The word for a "deity", a "god" or "divine being" in Semitic languages was basically 'ilum, or 'ilu without the mimation (the final "m") after the case vowel "u". In his Pennsylvania University dissertation on divine names associated with place names: The Splintered Divine: A Study of Ishtar, Baal, and Yahweh Divine Names and Divine Multiplicity in the Ancient Near East, Spencer L. Allen spends a chapter on the nature of "deity" and "divinity" as understood by Ancient Near Easterners. He briefly makes this statement,
The English term “god” typically connotes a divine person, an anthropomorphic superhuman entity who is often immortal. In the Mesopotamian world, Sumerian dingir and Akkadian
ilu serve as the equivalent of English “god,” but the connotations of these words encompass far more than our “god.”
The Mesopotamian terms can designate anthropomorphic superhuman beings, but the dingir/
ilu continuum also includes non-anthropomorphized forces of nature, abstract
ideas, animals, inanimate objects like precious stones, emblems, cult-statues, and celestial bodies.
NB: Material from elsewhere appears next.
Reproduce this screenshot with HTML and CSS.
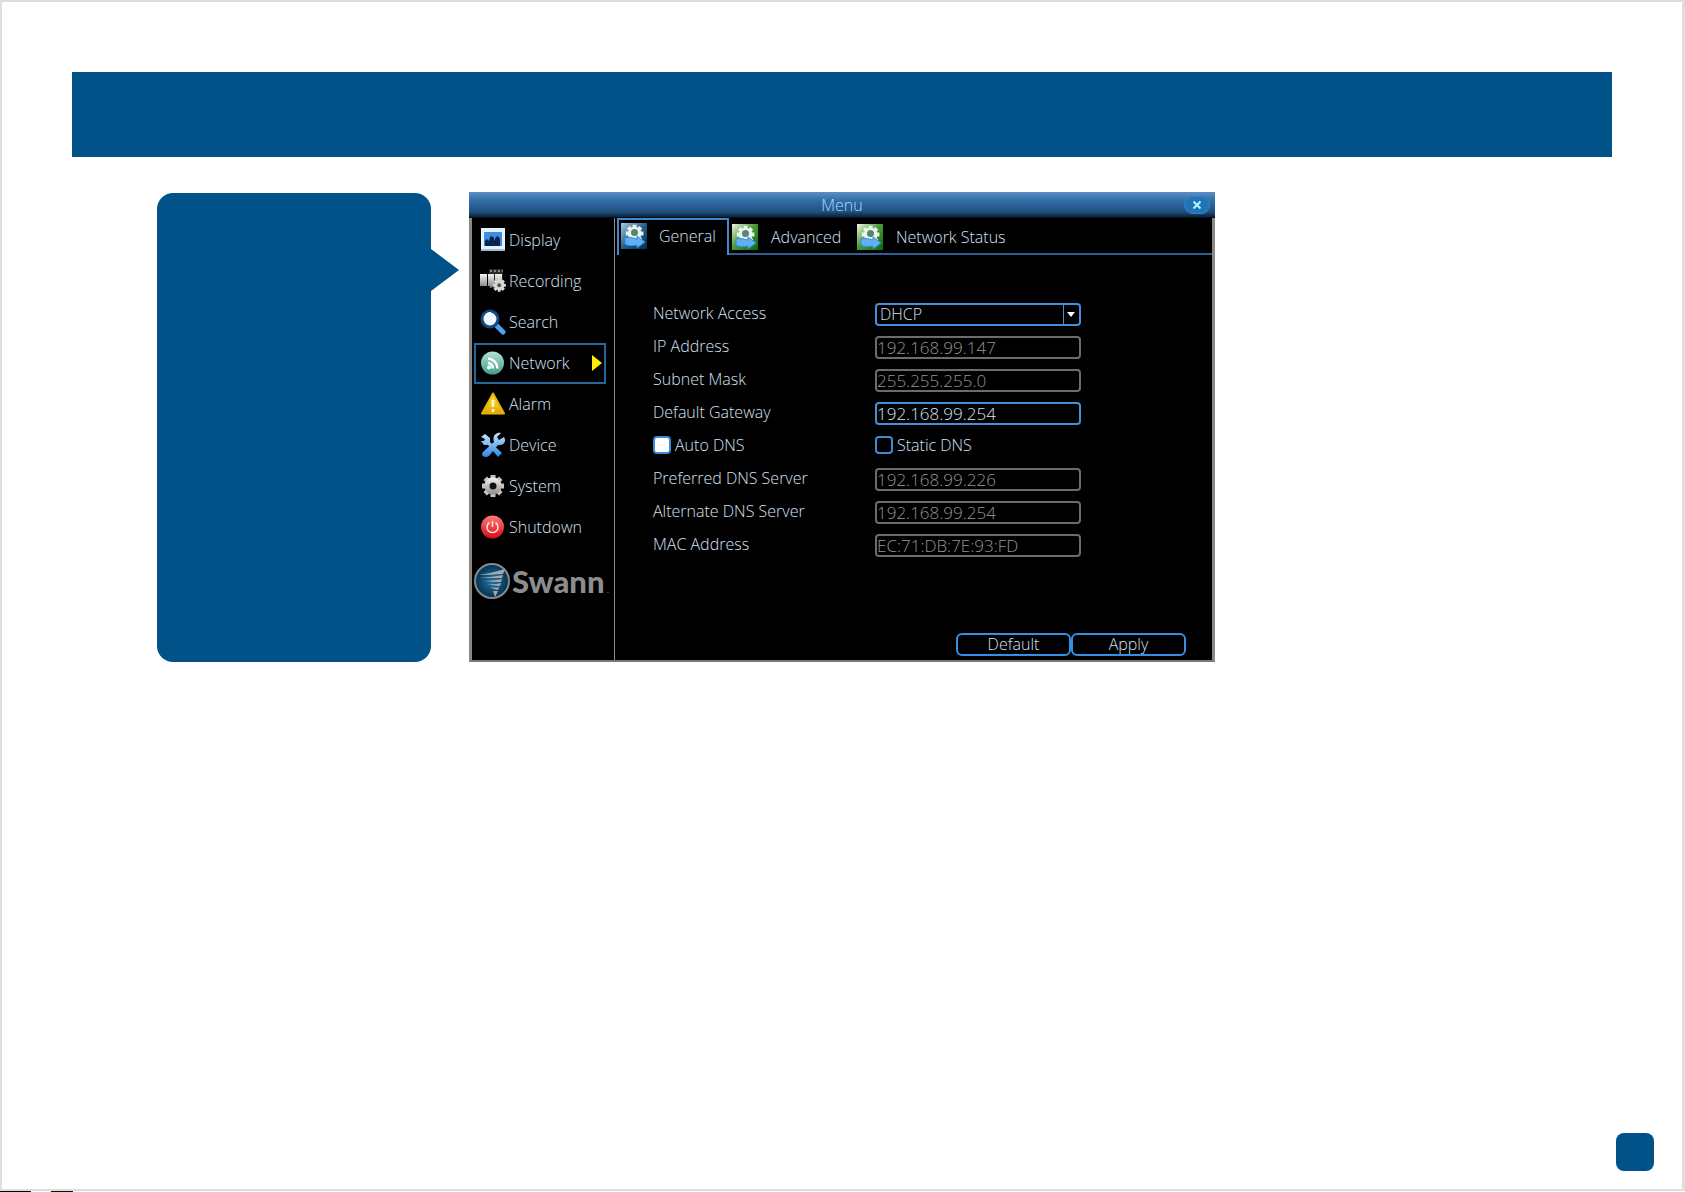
FILE: index.html
```
<!DOCTYPE html>
<html lang="en">
<head>
<meta charset="utf-8">
<title>Menu - Network</title>

<link rel="stylesheet" href="styles.css">

</head>
<body>
	<svg class="defs" aria-hidden="true">
		<defs>
			<linearGradient id="blue" x1="0" y1="0" x2="1" y2="1">
				<stop offset="0" stop-color="#a9cbe0"/>
				<stop offset=".5" stop-color="#23618c"/>
				<stop offset="1" stop-color="#022c52"/>
			</linearGradient>
			<linearGradient id="green" x1="0" y1="0" x2="1" y2="1">
				<stop offset="0" stop-color="#f0f8e4"/>
				<stop offset=".45" stop-color="#4f9c3c"/>
				<stop offset="1" stop-color="#036b08"/>
			</linearGradient>
			<linearGradient id="silver" x1="0" y1="0" x2="0" y2="1">
				<stop offset="0" stop-color="#f4f4f4"/>
				<stop offset="1" stop-color="#8c8c8c"/>
			</linearGradient>
			<linearGradient id="sky" x1="0" y1="0" x2="0" y2="1">
				<stop offset="0" stop-color="#c4e4ff"/>
				<stop offset="1" stop-color="#2b86e4"/>
			</linearGradient>
			<linearGradient id="gold" x1="0" y1="0" x2="0" y2="1">
				<stop offset="0" stop-color="#ffee58"/>
				<stop offset="1" stop-color="#e0a400"/>
			</linearGradient>
			<linearGradient id="teal" x1="0" y1="0" x2="0" y2="1">
				<stop offset="0" stop-color="#b4e2d6"/>
				<stop offset="1" stop-color="#3f9c8a"/>
			</linearGradient>
			<linearGradient id="red" x1="0" y1="0" x2="0" y2="1">
				<stop offset="0" stop-color="#ff7a7a"/>
				<stop offset="1" stop-color="#d60c14"/>
			</linearGradient>
			<radialGradient id="globe">
				<stop offset="0" stop-color="#1f76a8"/>
				<stop offset="1" stop-color="#06304f"/>
			</radialGradient>
			<g id="cog">
				<g stroke="currentColor" stroke-width="5">
					<path d="M12 1V23M1 12H23M4.200 4.200L19.800 19.800M19.800 4.200L4.200 19.800"/>
				</g>
				<circle cx="12" cy="12" r="8.500" fill="currentColor"/>
			</g>
			<g id="tab-art">
				<g color="#eef2ee" transform="translate(4 1) scale(.8)">
					<use href="#cog"/>
				</g>
				<circle cx="13.500" cy="9.500" r="3.500" fill="#4f8a6c"/>
				<path d="M4 15C7 14 11 14.500 16 16V13L24 19L16 25V22C11 23 7 23 4 21Z" fill="#5fb0f4" stroke="#3a8ad8"/>
			</g>
		</defs>
	</svg>

	<div class="page">
		<header class="banner"></header>

		<main class="content">
			<aside class="callout"></aside>

			<section class="window">
				<div class="titlebar">
					<h1>Menu</h1>
					<button class="close" type="button" aria-label="Close">
						<svg width="10" height="10" viewBox="0 0 10 10"><path d="M1.500 1.500L8.500 8.500M8.500 1.500L1.500 8.500" stroke="#b8f4ff" stroke-width="2"/></svg>
					</button>
				</div>

				<div class="window-body">
					<nav class="sidebar">
						<a class="item" href="#">
							<svg width="26" height="26" viewBox="0 0 26 26">
								<rect x="1" y="1" width="24" height="23" fill="#e6f1ff"/>
								<rect x="4" y="5" width="18" height="14" fill="#3c8fe0"/>
								<path d="M5 19V14L7 12L9 14L10 10L12 9L14 11V14L16 10L18 9L20 12V19Z" fill="#062548"/>
								<path d="M1 23H25" stroke="#9dbbe0" stroke-width="2"/>
							</svg>
							Display
						</a>
						<a class="item" href="#">
							<svg width="26" height="26" viewBox="0 0 26 26">
								<path d="M9 1H23V20H9Z" fill="#2a2a2a"/>
								<path d="M10 3H23M10 18.500H15" stroke="#888" stroke-width="2" stroke-dasharray="2 2"/>
								<path d="M0 6H7V18H0ZM8 6H14V18H8ZM15 6H22V14H15Z" fill="url(#silver)"/>
								<g color="#d8d8d8" transform="translate(12 10) scale(.6)"><use href="#cog"/></g>
								<circle cx="19.200" cy="17.200" r="2" fill="#555"/>
							</svg>
							Recording
						</a>
						<a class="item" href="#">
							<svg width="26" height="26" viewBox="0 0 26 26">
								<path d="M17 17L23 23" stroke="#4fa0ee" stroke-width="5" stroke-linecap="round"/>
								<circle cx="10" cy="10" r="8" fill="#eef7ff" stroke="#0e4a80" stroke-width="3"/>
								<path d="M5 8A6 6 0 0 1 11 4" stroke="#fff" stroke-width="2" fill="none"/>
							</svg>
							Search
						</a>
						<a class="item active" href="#">
							<svg width="26" height="26" viewBox="0 0 26 26">
								<circle cx="12.500" cy="13" r="11.500" fill="url(#teal)"/>
								<g fill="none" stroke="#fff" stroke-width="2.500">
									<path d="M8 13A6 6 0 0 1 13 18.500M8 8.500A10 10 0 0 1 17.500 18.500"/>
								</g>
								<circle cx="9" cy="17.500" r="2" fill="#fff"/>
							</svg>
							Network
							<svg class="arrow" width="10" height="16" viewBox="0 0 10 16"><path d="M0 0L10 8L0 16Z" fill="#ffee00"/></svg>
						</a>
						<a class="item" href="#">
							<svg width="26" height="26" viewBox="0 0 26 26">
								<path d="M13 2.500L24 22.500H2Z" fill="url(#gold)" stroke="#e8b400" stroke-width="2" stroke-linejoin="round"/>
								<path d="M13 9V16M13 18V21" stroke="#fff8d0" stroke-width="2.500"/>
							</svg>
							Alarm
						</a>
						<a class="item" href="#">
							<svg width="26" height="26" viewBox="0 0 26 26">
								<path d="M1 5L5 2L10 6V10L22 21L18 25L8 13L4 13L1 9L4 9L5 7Z" fill="url(#sky)"/>
								<path d="M21 1L17 5L19 8L24 5C27 10 23 14 18 13L9 24C5 27 0 23 3 20L14 10C12 4 16 0 21 1Z" fill="url(#sky)"/>
							</svg>
							Device
						</a>
						<a class="item" href="#">
							<svg width="26" height="26" viewBox="0 0 26 26">
								<g color="#c4c4c4" transform="translate(1 1)"><use href="#cog"/></g>
								<circle cx="13" cy="13" r="8.500" fill="url(#silver)"/>
								<circle cx="13" cy="13" r="3.500" fill="#111"/>
							</svg>
							System
						</a>
						<a class="item" href="#">
							<svg width="26" height="26" viewBox="0 0 26 26">
								<circle cx="12.500" cy="13" r="11.500" fill="url(#red)"/>
								<path d="M9.500 8.500A5.500 5.500 0 1 0 15.500 8.500M12.500 7V13" fill="none" stroke="#ffe4e4" stroke-width="1.500"/>
							</svg>
							Shutdown
						</a>

						<div class="logo">
							<svg width="36" height="36" viewBox="0 0 36 36">
								<circle cx="18" cy="18" r="17" fill="url(#globe)" stroke="#858a8e" stroke-width="2"/>
								<path d="M5 12Q18 10 31 6L29 11Q17 12 5 12ZM6 15Q18 14 29 12L28 15Q18 15 6 15ZM10 18Q18 18 28 16L27 19Q20 19 10 18ZM13 21Q20 22 27 20L26 23Q22 23 13 21ZM16 24Q21 25 25 24L24 27Q20 27 16 24ZM19 28L24 28L21 34Z" fill="#a4a8aa"/>
							</svg>
							<span>Swann</span><small>.</small>
						</div>
					</nav>

					<div class="panel">
						<div class="tabs" role="tablist">
							<button class="tab selected" type="button" role="tab" aria-selected="true">
								<svg width="26" height="26" viewBox="0 0 26 26"><rect width="26" height="26" fill="url(#blue)"/><use href="#tab-art"/></svg>
								General
							</button>
							<button class="tab" type="button" role="tab" aria-selected="false">
								<svg width="26" height="26" viewBox="0 0 26 26"><rect width="26" height="26" fill="url(#green)"/><use href="#tab-art"/></svg>
								Advanced
							</button>
							<button class="tab last" type="button" role="tab" aria-selected="false">
								<svg width="26" height="26" viewBox="0 0 26 26"><rect width="26" height="26" fill="url(#green)"/><use href="#tab-art"/></svg>
								Network Status
							</button>
						</div>

						<form class="form">
							<div class="row">
								<label for="access">Network Access</label>
								<div class="select">
									<select id="access">
										<option>DHCP</option>
										<option>Static</option>
										<option>PPPoE</option>
									</select>
									<svg class="caret" width="16" height="19" viewBox="0 0 16 19"><path d="M0.500 0V19" stroke="#4190d8"/><path d="M4 7H12L8 12Z" fill="#fff"/></svg>
								</div>
							</div>
							<div class="row">
								<label for="ip">IP Address</label>
								<input id="ip" class="field" type="text" value="192.168.99.147" disabled>
							</div>
							<div class="row">
								<label for="mask">Subnet Mask</label>
								<input id="mask" class="field" type="text" value="255.255.255.0" disabled>
							</div>
							<div class="row">
								<label for="gateway">Default Gateway</label>
								<input id="gateway" class="field" type="text" value="192.168.99.254">
							</div>
							<div class="row checks">
								<label><input type="checkbox" checked>Auto DNS</label>
								<label><input type="checkbox">Static DNS</label>
							</div>
							<div class="row">
								<label for="dns1">Preferred DNS Server</label>
								<input id="dns1" class="field" type="text" value="192.168.99.226" disabled>
							</div>
							<div class="row">
								<label for="dns2">Alternate DNS Server</label>
								<input id="dns2" class="field" type="text" value="192.168.99.254" disabled>
							</div>
							<div class="row">
								<label for="mac">MAC Address</label>
								<input id="mac" class="field" type="text" value="EC:71:DB:7E:93:FD" disabled>
							</div>
						</form>

						<div class="actions">
							<button type="button">Default</button>
							<button type="button">Apply</button>
						</div>
					</div>
				</div>
			</section>
		</main>

		<footer class="footer">
			<div class="page-number"></div>
		</footer>
	</div>
	<div class="strip"></div>

</body>
</html>
```
FILE: styles.css
```
* {
	box-sizing: border-box;
}

body {
	margin: 0;
	min-height: 100vh;
	display: flex;
	flex-direction: column;
	background: #fff;
	font-family: "Open Sans", "Noto Sans", sans-serif;
	font-size: 16px;
	font-weight: 300;
	line-height: 20px;
}

button, input, select {
	font: inherit;
	color: inherit;
	margin: 0;
}

svg {
	display: block;
	flex: none;
}

.defs {
	position: absolute;
	width: 0;
	height: 0;
}

.page {
	flex: 1;
	display: flex;
	flex-direction: column;
	border: 2px solid #dedede;
	border-right-width: 3px;
	padding-top: 70px;
}

.banner {
	height: 85px;
	margin: 0 70px;
	background: #005288;
}

.content {
	display: grid;
	grid-template-columns: 274px minmax(0, 746px);
	gap: 38px;
	margin: 35px 70px 0 155px;
}

/* blue speech bubble pointing at the menu */
.callout {
	position: relative;
	margin: 1px 0 0;
	border-radius: 16px;
	background: #005288;
}

.callout::after {
	content: "";
	position: absolute;
	left: 100%;
	top: 56px;
	border: 21px solid transparent;
	border-left: 28px solid #005288;
	border-right: 0;
}

.window {
	background: #000;
	color: #d6e0f4;
}

.titlebar {
	display: grid;
	grid-template-columns: 1fr auto 1fr;
	align-items: center;
	height: 26px;
	padding: 0 5px;
	background: linear-gradient(#5c8fc4, #2f6ca6 35%, #225180 75%, #0b2540 95%, #000);
}

.titlebar h1 {
	grid-column: 2;
	margin: 0;
	font-size: 16px;
	font-weight: 300;
	color: #a6dcff;
}

.close {
	justify-self: end;
	display: flex;
	align-items: center;
	justify-content: center;
	width: 26px;
	height: 18px;
	padding: 0;
	border: 1px solid #2f86cc;
	border-radius: 9px;
	background: #2272b4;
}

.window-body {
	display: flex;
	border: 3px solid #8c8884;
	border-top: 0;
	border-bottom: 2px solid #777;
}

.sidebar {
	width: 143px;
	padding: 2px 0 0 2px;
	border-right: 1px solid #8c8c8c;
}

.item {
	display: flex;
	align-items: center;
	gap: 3px;
	width: 132px;
	height: 41px;
	padding: 0 0 2px 4px;
	border: 2px solid transparent;
	color: inherit;
	text-decoration: none;
}

.item.active {
	border-color: #24689e;
}

.arrow {
	margin-left: auto;
	margin-right: 2px;
}

.logo {
	display: flex;
	align-items: center;
	gap: 2px;
	margin-top: 15px;
	color: #8b8d8f;
}

.logo span {
	font-family: Lato, "Noto Sans", sans-serif;
	font-size: 31px;
	font-weight: 900;
	line-height: 36px;
}

.logo small {
	font-size: 12px;
	align-self: flex-end;
}

.panel {
	flex: 1;
	min-width: 0;
	display: flex;
	flex-direction: column;
	padding-left: 2px;
}

.tabs {
	display: flex;
	height: 37px;
}

.tab {
	display: flex;
	align-items: center;
	gap: 13px;
	width: 125px;
	padding: 3px 3px 0;
	border: 0;
	border-bottom: 2px solid #2d5f94;
	background: none;
	white-space: nowrap;
}

.tab.selected {
	width: 112px;
	gap: 12px;
	padding: 0 2px 3px;
	border: 2px solid #3f88cc;
	border-bottom: 0;
}

.tab.last {
	flex: 1;
}

.form {
	padding: 43px 0 0 36px;
}

.row {
	display: grid;
	grid-template-columns: 222px minmax(0, 206px);
	align-items: center;
	height: 33px;
}

.row label {
	padding-bottom: 4px;
}

.field,
.select {
	height: 23px;
	border: 2px solid #4190d8;
	border-radius: 4px;
	background: #000;
}

.field {
	width: 100%;
	padding: 0;
	font-size: 17px;
}

.field:disabled {
	border-color: #6c6c6c;
	color: #949494;
}

.select {
	display: grid;
}

.select select {
	grid-area: 1 / 1;
	appearance: none;
	width: 100%;
	padding: 0 20px 0 3px;
	border: 0;
	background: none;
	line-height: 19px;
}

.caret {
	grid-area: 1 / 1;
	justify-self: end;
	pointer-events: none;
}

.checks label {
	display: flex;
	align-items: center;
	gap: 4px;
}

.checks input {
	appearance: none;
	width: 18px;
	height: 18px;
	border: 2px solid #3a8ad6;
	border-radius: 4px;
	background: #000;
}

.checks input:checked {
	background: #fff;
}

.actions {
	display: flex;
	justify-content: flex-end;
	margin-top: auto;
	padding: 71px 26px 4px 0;
}

.actions button {
	width: 115px;
	height: 23px;
	padding: 0;
	border: 2px solid #3590e4;
	border-radius: 6px;
	background: none;
	line-height: 19px;
}

.footer {
	display: flex;
	justify-content: flex-end;
	margin-top: auto;
	padding: 0 28px 18px;
}

.page-number {
	width: 38px;
	height: 38px;
	border-radius: 8px;
	background: #005288;
}

/* thin print marks along the bottom edge */
.strip {
	height: 1px;
	background: linear-gradient(90deg, #000 30px, #00f 30px, #00f 31px, #fff 31px, #fff 50px, #ff0 50px, #ff0 51px, #111 51px, #111 73px, #fff 73px);
}
```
before going through a number of more detailed examinations to finally try to come to grips with Mark S. Smith's understanding of what a "deity" was::
in addition to the commonly recognized major deities, ilu designates

natural phenomena (stars, mountains, bodies of water), cosmic monsters, demons, kings(both living and dead), deceased ancestors (including non-royal persons), images and
emblems of deities, standing stones, and other cult objects and places.

This comes from Smith's influential The Origins of Biblical Monotheism: Israel's Polytheistic Background and the Ugaritic Texts (Oxford University Press, 2001).

Does it matter how we view "divinity" today, or how other cultures viewed it, if we are trying assess a completely different culture that had very definite views on what it was?